In 1913, the company bought its first ship, the engines ‘midships steam collier W. M. Barkley, of 569 grt and built in 1898, from James Kelly of Belfast. A further three more ships were purchased between 1913 and 1917, these being the engines aft Kelly colliers Carrowdore of 598 grt, Clareisland of 633 grt and Clarecastle of 627 grt. They worked the Liverpool, Manchester and London routes and were fitted with refrigeration equipment to maintain the stout in perfect condition, with empty casks carried on the return voyage. W. M. Barkley was sunk by torpedo from UC 75 at 1900 hours on 12th October 1917 with the loss of five crew seven miles east of the Kish Lightship on a voyage from Dublin to Liverpool with stout.

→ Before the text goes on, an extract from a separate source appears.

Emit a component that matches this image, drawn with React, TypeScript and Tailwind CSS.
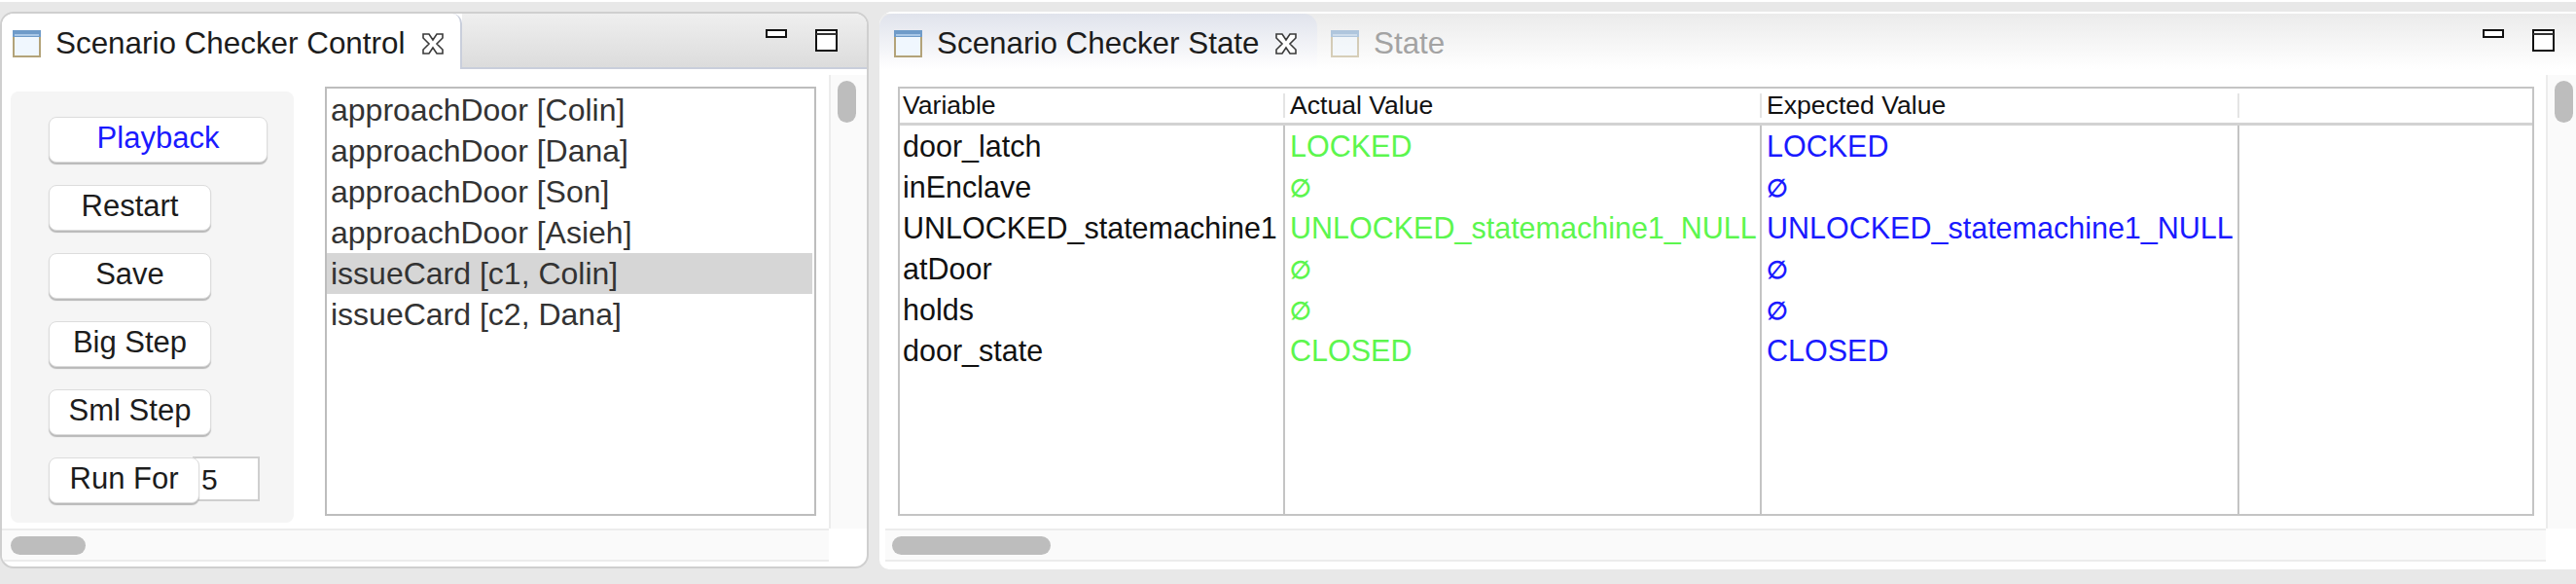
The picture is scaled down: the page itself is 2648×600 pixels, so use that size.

Capt. E. Gregory from Arklow, First Engineer A. Corry from Dublin, Second Engineer O. F. Murphy from Wexford, Able Seaman A. Kendall from Dalkey, and a fireman were all lost, but nine survived including cook Thomas McGlue and a gunner and were rescued by the collier Dunnet Head.

The three remaining former Kelly colliers of the fleet of Arthur Guinness & Sons Ltd. of Dublin carried on throughout the remaining war years, with all three requisitioned for war duties e.g. as colliers for the battle fleet or carrying hay to the horses in the European conflict. Carrowdore later suffered bomb splinter damage in World War II in July 1941 when a bomb ricocheted off her into the water and exploded causing minor damage. They returned to Guinness stout carriage in 1919 to Liverpool and Manchester, and were joined in May 1931 by the first purpose built beer boat in the twin masted engines aft Guinness of 1,151 grt from the yard of the Ailsa Shipbuilding Co. Ltd. at Troon. Clareisland was now redundant and was sold off to the Antrim Iron Ore Co. Ltd. in 1931.

The 1,151grt Guinness was built in 1931 by Ailsa Shipbuilding at Troon. On 12th June 1963 she arrived at Faslane to be broken up by Shipbreaking Industries.